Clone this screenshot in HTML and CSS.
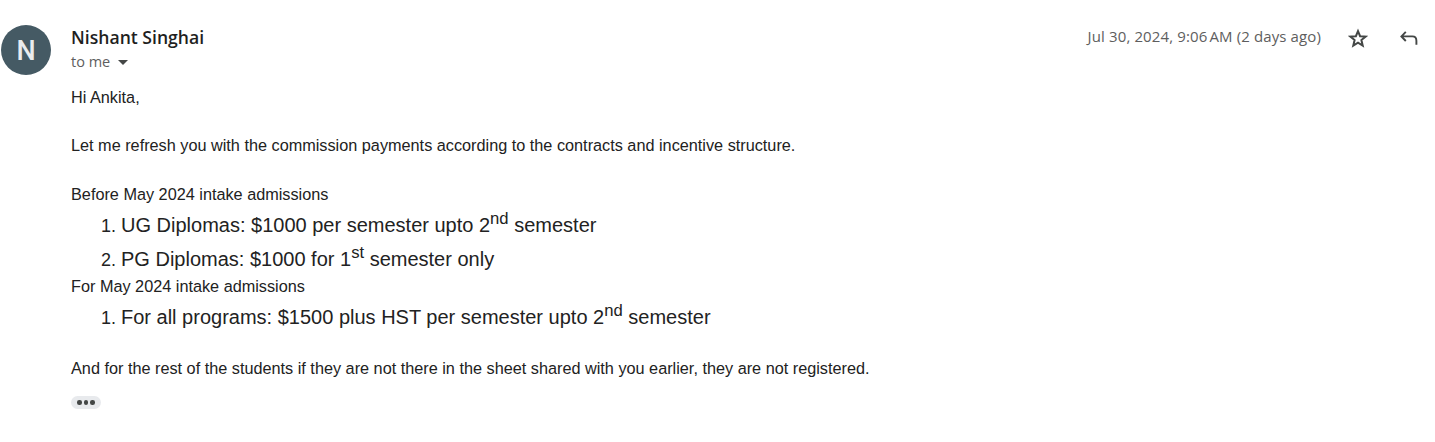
FILE: index.html
```
<!DOCTYPE html>
<html lang="en">

<head>
    <meta charset="UTF-8">
    <meta name="viewport" content="width=device-width, initial-scale=1.0">
    <title>Message - Nishant Singhai</title>
    <link rel="stylesheet" href="styles.css">
</head>

<body>
    <div class="message">
        <div class="avatar">N</div>

        <div class="content">
            <header class="message-header">
                <div class="sender">
                    <h3 class="sender-name">Nishant Singhai</h3>
                    <div class="recipient">
                        <span class="recipient-text">to me</span>
                        <span class="caret"></span>
                    </div>
                </div>
                <div class="message-meta">
                    <span class="date">Jul 30, 2024, 9:06&#8239;AM (2 days ago)</span>
                    <button class="icon-btn star" aria-label="Star">
                        <svg width="20" height="20" viewBox="0 0 20 20" fill="none" stroke="currentColor" stroke-width="2">
                            <path d="M10 3.2L12.1 8.2L17.6 8.6L13.4 12.1L14.7 17.5L10 14.6L5.3 17.5L6.6 12.1L2.4 8.6L7.9 8.2Z" />
                        </svg>
                    </button>
                    <button class="icon-btn reply" aria-label="Reply">
                        <svg width="20" height="18" viewBox="0 0 20 18" fill="none" stroke="currentColor" stroke-width="1.9">
                            <path d="M6.8 2.8L2.4 7.4L6.8 12M2.4 7.4H13.4Q17.4 7.4 17.4 11.8V15.8" />
                        </svg>
                    </button>
                </div>
            </header>

            <div class="message-body">
                <p>Hi Ankita,</p>
                <p class="spaced">Let me refresh you with the commission payments according to the contracts and incentive structure.</p>
                <p class="spaced">Before May 2024 intake admissions</p>
                <ol>
                    <li><span>UG Diplomas: $1000 per semester upto 2<sup>nd</sup> semester</span></li>
                    <li><span>PG Diplomas: $1000 for 1<sup>st</sup> semester only</span></li>
                </ol>
                <p>For May 2024 intake admissions</p>
                <ol>
                    <li><span>For all programs: $1500 plus HST per semester upto 2<sup>nd</sup> semester</span></li>
                </ol>
                <p class="spaced">And for the rest of the students if they are not there in the sheet shared with you earlier, they are not registered.</p>
            </div>

            <button class="trimmed" aria-label="Show trimmed content">
                <i></i><i></i><i></i>
            </button>
        </div>
    </div>
</body>

</html>
```
FILE: styles.css
```
* {
    margin: 0;
    padding: 0;
    box-sizing: border-box;
}

body {
    background-color: #fff;
    color: #222;
    font-family: "Liberation Sans", Arial, sans-serif;
}

button {
    border: none;
    background: none;
    cursor: pointer;
}

.message {
    display: flex;
    gap: 20px;
    padding: 25px 16px 0 1px;
}

.avatar {
    flex-shrink: 0;
    width: 50px;
    height: 50px;
    border-radius: 50%;
    background-color: #455a64;
    color: #e9ecee;
    font-family: Roboto, sans-serif;
    font-size: 27px;
    font-weight: 500;
    line-height: 52px;
    text-align: center;
}

.content {
    flex: 1;
}

.message-header {
    display: flex;
    justify-content: space-between;
    height: 60px;
}

.sender-name {
    color: #1f1f1f;
    font-family: "Open Sans", sans-serif;
    font-size: 17.6px;
    font-weight: 600;
    line-height: 24px;
}

.recipient {
    display: flex;
    align-items: center;
    gap: 8px;
    height: 25px;
    color: #5e5e5e;
    font-family: "Open Sans", sans-serif;
    font-size: 14.5px;
}

.caret {
    margin-top: 2px;
    border: 5px solid transparent;
    border-top-color: #444746;
    border-bottom: none;
}

.message-meta {
    display: flex;
    align-items: center;
    height: 26px;
    color: #5e5e5e;
}

.date {
    padding-bottom: 3px;
    font-family: "Open Sans", sans-serif;
    font-size: 15px;
    letter-spacing: 0.12px;
    line-height: 23px;
    white-space: nowrap;
}

.icon-btn {
    display: flex;
    color: #444746;
}

.star {
    margin-left: 27px;
}

.reply {
    margin-left: 31px;
}

/* Body text */
.message-body {
    font-size: 16.25px;
    line-height: 24.2px;
}

.message-body .spaced {
    margin-top: 24.2px;
}

.message-body ol {
    padding-left: 50px;
}

.message-body li {
    height: 33.8px;
    padding-top: 5px;
    font-size: 18px;
    line-height: 28px;
}

.message-body li span {
    font-size: 20px;
}

.message-body sup {
    font-size: 16.67px;
    line-height: 0;
}

.trimmed {
    display: flex;
    align-items: center;
    justify-content: center;
    gap: 2px;
    width: 30px;
    height: 13px;
    margin-top: 16px;
    border-radius: 7px;
    background-color: #e8eaed;
}

.trimmed i {
    width: 4.5px;
    height: 4.5px;
    border-radius: 50%;
    background-color: #444746;
}
```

→ EXERCISE DESCRIPTION
Set down all the data again exactly as above, pictures excluded.

→ SOLUTION FOR THIS PROBLEM
Clone this screenshot in HTML and CSS.
FILE: index.html
```
<!DOCTYPE html>
<html lang="en">

<head>
    <meta charset="UTF-8">
    <meta name="viewport" content="width=device-width, initial-scale=1.0">
    <title>Message - Nishant Singhai</title>
    <link rel="stylesheet" href="styles.css">
</head>

<body>
    <div class="message">
        <div class="avatar">N</div>

        <div class="content">
            <header class="message-header">
                <div class="sender">
                    <h3 class="sender-name">Nishant Singhai</h3>
                    <div class="recipient">
                        <span class="recipient-text">to me</span>
                        <span class="caret"></span>
                    </div>
                </div>
                <div class="message-meta">
                    <span class="date">Jul 30, 2024, 9:06&#8239;AM (2 days ago)</span>
                    <button class="icon-btn star" aria-label="Star">
                        <svg width="20" height="20" viewBox="0 0 20 20" fill="none" stroke="currentColor" stroke-width="2">
                            <path d="M10 3.2L12.1 8.2L17.6 8.6L13.4 12.1L14.7 17.5L10 14.6L5.3 17.5L6.6 12.1L2.4 8.6L7.9 8.2Z" />
                        </svg>
                    </button>
                    <button class="icon-btn reply" aria-label="Reply">
                        <svg width="20" height="18" viewBox="0 0 20 18" fill="none" stroke="currentColor" stroke-width="1.9">
                            <path d="M6.8 2.8L2.4 7.4L6.8 12M2.4 7.4H13.4Q17.4 7.4 17.4 11.8V15.8" />
                        </svg>
                    </button>
                </div>
            </header>

            <div class="message-body">
                <p>Hi Ankita,</p>
                <p class="spaced">Let me refresh you with the commission payments according to the contracts and incentive structure.</p>
                <p class="spaced">Before May 2024 intake admissions</p>
                <ol>
                    <li><span>UG Diplomas: $1000 per semester upto 2<sup>nd</sup> semester</span></li>
                    <li><span>PG Diplomas: $1000 for 1<sup>st</sup> semester only</span></li>
                </ol>
                <p>For May 2024 intake admissions</p>
                <ol>
                    <li><span>For all programs: $1500 plus HST per semester upto 2<sup>nd</sup> semester</span></li>
                </ol>
                <p class="spaced">And for the rest of the students if they are not there in the sheet shared with you earlier, they are not registered.</p>
            </div>

            <button class="trimmed" aria-label="Show trimmed content">
                <i></i><i></i><i></i>
            </button>
        </div>
    </div>
</body>

</html>
```
FILE: styles.css
```
* {
    margin: 0;
    padding: 0;
    box-sizing: border-box;
}

body {
    background-color: #fff;
    color: #222;
    font-family: "Liberation Sans", Arial, sans-serif;
}

button {
    border: none;
    background: none;
    cursor: pointer;
}

.message {
    display: flex;
    gap: 20px;
    padding: 25px 16px 0 1px;
}

.avatar {
    flex-shrink: 0;
    width: 50px;
    height: 50px;
    border-radius: 50%;
    background-color: #455a64;
    color: #e9ecee;
    font-family: Roboto, sans-serif;
    font-size: 27px;
    font-weight: 500;
    line-height: 52px;
    text-align: center;
}

.content {
    flex: 1;
}

.message-header {
    display: flex;
    justify-content: space-between;
    height: 60px;
}

.sender-name {
    color: #1f1f1f;
    font-family: "Open Sans", sans-serif;
    font-size: 17.6px;
    font-weight: 600;
    line-height: 24px;
}

.recipient {
    display: flex;
    align-items: center;
    gap: 8px;
    height: 25px;
    color: #5e5e5e;
    font-family: "Open Sans", sans-serif;
    font-size: 14.5px;
}

.caret {
    margin-top: 2px;
    border: 5px solid transparent;
    border-top-color: #444746;
    border-bottom: none;
}

.message-meta {
    display: flex;
    align-items: center;
    height: 26px;
    color: #5e5e5e;
}

.date {
    padding-bottom: 3px;
    font-family: "Open Sans", sans-serif;
    font-size: 15px;
    letter-spacing: 0.12px;
    line-height: 23px;
    white-space: nowrap;
}

.icon-btn {
    display: flex;
    color: #444746;
}

.star {
    margin-left: 27px;
}

.reply {
    margin-left: 31px;
}

/* Body text */
.message-body {
    font-size: 16.25px;
    line-height: 24.2px;
}

.message-body .spaced {
    margin-top: 24.2px;
}

.message-body ol {
    padding-left: 50px;
}

.message-body li {
    height: 33.8px;
    padding-top: 5px;
    font-size: 18px;
    line-height: 28px;
}

.message-body li span {
    font-size: 20px;
}

.message-body sup {
    font-size: 16.67px;
    line-height: 0;
}

.trimmed {
    display: flex;
    align-items: center;
    justify-content: center;
    gap: 2px;
    width: 30px;
    height: 13px;
    margin-top: 16px;
    border-radius: 7px;
    background-color: #e8eaed;
}

.trimmed i {
    width: 4.5px;
    height: 4.5px;
    border-radius: 50%;
    background-color: #444746;
}
```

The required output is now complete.